Finding Limits Approaching Infinity for Improper Integrals

[lelandsthename]

Homework Statement

Lim ((e$$^{2}$$)-($$\frac{t-3}{3}($$ * e^$$^{\frac{t}{3}})$$))
t -> $$-\infty$$

[sorry for the formatting, I tried my best! that is "The limit as t approaches negative infinity of e squared minus (t-3/3) e to the t/3)]"]

Homework Equations

I am solving improper integrals to find out if this is convergent or divergent and do not remember how to show on paper to solve for a limit.

The Attempt at a Solution

Well, if memory serves, the limit as we approach negative infinity is a horizontal asymptote, right? But I only remember those silly little coefficient tricks to find a horizontal asymptote. Otherwise, I'd just look on a calculator.

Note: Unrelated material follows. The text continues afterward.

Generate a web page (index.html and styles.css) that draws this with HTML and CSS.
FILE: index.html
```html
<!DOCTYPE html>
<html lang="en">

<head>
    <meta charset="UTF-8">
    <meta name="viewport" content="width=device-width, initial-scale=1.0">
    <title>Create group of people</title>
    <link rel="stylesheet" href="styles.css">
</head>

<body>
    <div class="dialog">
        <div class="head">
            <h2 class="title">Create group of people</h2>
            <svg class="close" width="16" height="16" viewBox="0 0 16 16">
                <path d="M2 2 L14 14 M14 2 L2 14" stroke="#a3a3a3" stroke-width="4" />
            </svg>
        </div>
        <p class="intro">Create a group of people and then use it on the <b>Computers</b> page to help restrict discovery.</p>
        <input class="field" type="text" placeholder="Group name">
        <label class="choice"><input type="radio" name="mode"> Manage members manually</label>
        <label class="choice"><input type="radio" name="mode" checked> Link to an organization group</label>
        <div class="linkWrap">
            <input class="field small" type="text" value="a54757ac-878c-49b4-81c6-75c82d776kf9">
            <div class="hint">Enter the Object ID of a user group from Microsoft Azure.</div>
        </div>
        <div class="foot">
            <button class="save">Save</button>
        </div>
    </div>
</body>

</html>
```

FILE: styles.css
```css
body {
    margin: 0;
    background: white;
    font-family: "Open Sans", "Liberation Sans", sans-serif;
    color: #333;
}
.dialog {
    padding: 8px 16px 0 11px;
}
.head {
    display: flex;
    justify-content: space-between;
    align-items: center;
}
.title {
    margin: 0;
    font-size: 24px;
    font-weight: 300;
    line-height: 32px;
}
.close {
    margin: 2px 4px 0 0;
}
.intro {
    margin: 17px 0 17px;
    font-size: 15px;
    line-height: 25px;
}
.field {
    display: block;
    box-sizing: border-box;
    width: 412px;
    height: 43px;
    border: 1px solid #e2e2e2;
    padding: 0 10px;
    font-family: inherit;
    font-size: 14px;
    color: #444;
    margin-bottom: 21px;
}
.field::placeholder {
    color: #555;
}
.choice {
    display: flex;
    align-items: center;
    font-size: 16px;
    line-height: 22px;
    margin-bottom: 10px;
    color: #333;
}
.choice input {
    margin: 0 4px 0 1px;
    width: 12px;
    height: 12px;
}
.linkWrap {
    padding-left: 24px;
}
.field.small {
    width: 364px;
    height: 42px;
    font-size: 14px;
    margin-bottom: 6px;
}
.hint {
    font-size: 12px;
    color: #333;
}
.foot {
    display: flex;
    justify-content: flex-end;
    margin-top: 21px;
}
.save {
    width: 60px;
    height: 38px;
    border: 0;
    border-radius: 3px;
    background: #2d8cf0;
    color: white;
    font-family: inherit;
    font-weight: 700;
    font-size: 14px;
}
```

Someone tried to explain it to me and said I should think of it as going towards positive infinity first and then negate it ... but even with positive infinity I don't no where to start!

Your detailed instructions/explanations would be awesome! I really want to understand how to do this by hand.

 

[HallsofIvy]

$$\left(e^2- \frac{t-3}{3}\right)e^{-t/3}$$
or
$$e^2- \frac{t-3}{3}e^{-t/3}$$?

In either case it looks pretty straight forward to me: e^-x, times any power of t, goes to 0 as x goes to infinity.